The church is not open to the visit

How to get there

See the indication to reach Boretto

Historical notes

The plague epidemic of 1630, so vividly described by Alessandro Manzoni in the novel “The Betrothed”, was responsible in this area for as many as twenty-eight deaths in the month of July alone. Victims were buried and registered by Don Giovanni Battista Rivaro, at that times Rector of the Church of San Marco in Boretto. According to the prelate’s manuscript, the number of deaths caused by the plague during the following month, August 1630, was so high that it was impossible to record them all.
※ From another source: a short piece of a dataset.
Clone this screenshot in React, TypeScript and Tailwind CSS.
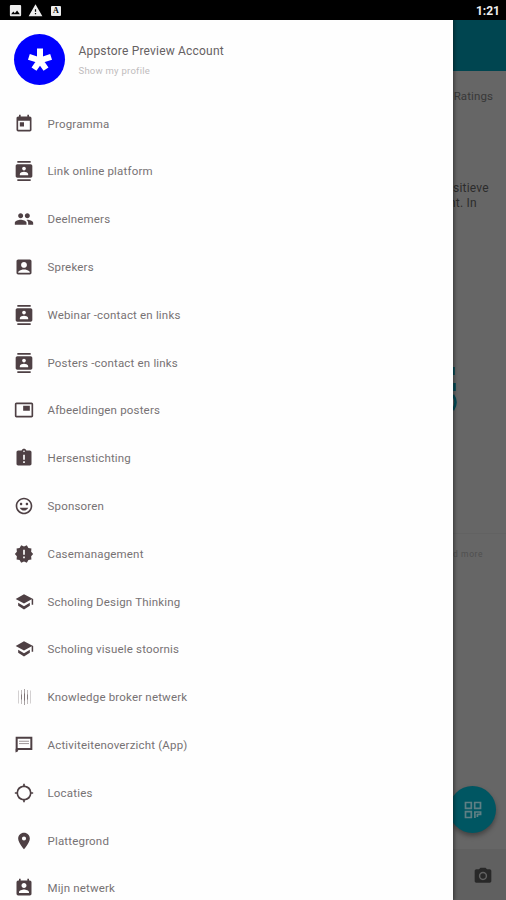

In fact, deceased were so numerous that they had to be buried in the precincts of their homes to avoid any contact with other areas.
The normal recording of deaths was resumed in January 1631. In the same year, the community in Villa Bardello area (then renamed village of San Rocco) elected San Rocco, the saint protector against plague, as their patron saint.
On close examination, the Church of San Rocco is clearly constructed in two distinct styles. This suggests it was built in two different, quite distant periods of time. Apse, presbytery, and the south-facing bell tower have imposing architectural features, which are typical of the late 17th century, while the rest is architecturally more recent (1715-25) and built with greater economy. After an earthquake, some parts have been restored, and today the church is occasionally used for concerts.